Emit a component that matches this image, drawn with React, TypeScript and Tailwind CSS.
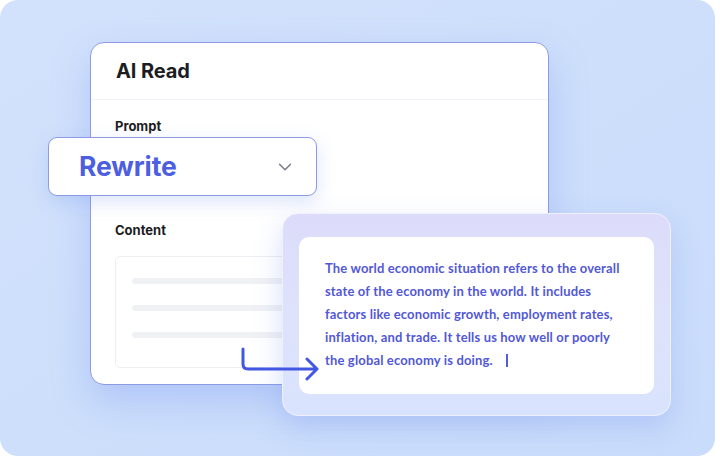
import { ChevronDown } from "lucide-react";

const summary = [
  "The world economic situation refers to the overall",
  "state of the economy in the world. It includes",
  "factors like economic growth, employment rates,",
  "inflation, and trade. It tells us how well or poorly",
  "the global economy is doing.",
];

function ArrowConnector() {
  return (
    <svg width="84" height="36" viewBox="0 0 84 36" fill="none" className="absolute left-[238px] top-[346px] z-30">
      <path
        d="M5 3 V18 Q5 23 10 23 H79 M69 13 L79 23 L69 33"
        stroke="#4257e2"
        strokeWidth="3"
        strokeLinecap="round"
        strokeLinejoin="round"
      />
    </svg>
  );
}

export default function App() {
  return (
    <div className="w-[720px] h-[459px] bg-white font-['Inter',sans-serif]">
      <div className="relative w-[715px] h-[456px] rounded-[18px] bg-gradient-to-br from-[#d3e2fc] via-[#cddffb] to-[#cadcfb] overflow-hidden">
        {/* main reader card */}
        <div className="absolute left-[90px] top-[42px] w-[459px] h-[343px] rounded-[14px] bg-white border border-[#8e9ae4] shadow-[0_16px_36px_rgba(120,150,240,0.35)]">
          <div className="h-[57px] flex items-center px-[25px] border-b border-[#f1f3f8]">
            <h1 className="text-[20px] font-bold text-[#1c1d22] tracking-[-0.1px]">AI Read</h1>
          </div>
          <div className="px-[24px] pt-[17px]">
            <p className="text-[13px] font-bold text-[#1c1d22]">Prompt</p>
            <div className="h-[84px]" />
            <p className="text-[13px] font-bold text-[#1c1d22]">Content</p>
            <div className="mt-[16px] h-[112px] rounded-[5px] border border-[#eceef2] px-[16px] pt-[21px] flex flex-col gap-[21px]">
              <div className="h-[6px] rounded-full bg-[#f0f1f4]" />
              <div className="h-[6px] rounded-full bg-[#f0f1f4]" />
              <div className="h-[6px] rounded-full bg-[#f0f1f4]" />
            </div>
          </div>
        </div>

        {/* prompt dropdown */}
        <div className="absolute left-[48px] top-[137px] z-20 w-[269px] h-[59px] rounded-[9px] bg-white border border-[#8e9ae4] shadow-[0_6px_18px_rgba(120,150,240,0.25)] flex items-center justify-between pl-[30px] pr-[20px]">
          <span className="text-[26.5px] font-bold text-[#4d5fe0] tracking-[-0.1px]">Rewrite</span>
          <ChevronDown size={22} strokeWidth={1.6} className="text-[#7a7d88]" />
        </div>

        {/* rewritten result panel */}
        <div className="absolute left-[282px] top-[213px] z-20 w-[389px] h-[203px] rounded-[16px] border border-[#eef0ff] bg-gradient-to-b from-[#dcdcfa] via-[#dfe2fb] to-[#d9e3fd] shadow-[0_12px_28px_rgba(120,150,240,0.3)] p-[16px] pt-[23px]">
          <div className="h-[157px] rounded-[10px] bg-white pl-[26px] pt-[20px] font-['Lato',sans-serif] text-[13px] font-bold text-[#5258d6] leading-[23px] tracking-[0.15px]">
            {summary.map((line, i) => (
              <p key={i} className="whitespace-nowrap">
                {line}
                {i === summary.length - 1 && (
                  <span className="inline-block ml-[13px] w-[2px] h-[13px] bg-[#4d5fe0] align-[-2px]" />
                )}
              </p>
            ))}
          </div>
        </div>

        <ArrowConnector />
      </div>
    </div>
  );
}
--------------------------------
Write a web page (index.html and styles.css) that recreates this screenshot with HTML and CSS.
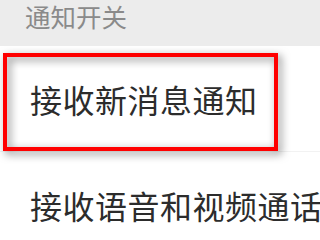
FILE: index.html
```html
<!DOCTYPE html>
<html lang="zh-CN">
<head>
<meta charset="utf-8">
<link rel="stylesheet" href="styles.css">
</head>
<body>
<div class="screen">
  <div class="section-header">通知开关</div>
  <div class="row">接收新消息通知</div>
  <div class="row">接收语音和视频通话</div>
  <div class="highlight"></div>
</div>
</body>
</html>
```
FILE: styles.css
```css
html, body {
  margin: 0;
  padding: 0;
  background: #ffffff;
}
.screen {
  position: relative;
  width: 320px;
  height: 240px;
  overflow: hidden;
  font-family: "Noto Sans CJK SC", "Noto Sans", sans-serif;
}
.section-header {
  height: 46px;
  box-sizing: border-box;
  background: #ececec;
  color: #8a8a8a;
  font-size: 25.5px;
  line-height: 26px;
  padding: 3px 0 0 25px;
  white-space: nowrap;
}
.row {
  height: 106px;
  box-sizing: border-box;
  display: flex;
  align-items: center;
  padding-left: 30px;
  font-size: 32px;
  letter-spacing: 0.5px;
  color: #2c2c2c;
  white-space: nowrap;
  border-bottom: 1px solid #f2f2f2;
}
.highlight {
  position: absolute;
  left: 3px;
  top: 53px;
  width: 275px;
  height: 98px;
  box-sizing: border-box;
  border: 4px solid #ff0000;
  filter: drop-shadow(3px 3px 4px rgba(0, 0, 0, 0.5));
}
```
--------------------------------
▸ **Required task**
Show each line in the entries that holds the string "index".

▸ **Response below**
Write a web page (index.html and styles.css) that recreates this screenshot with HTML and CSS.
FILE: index.html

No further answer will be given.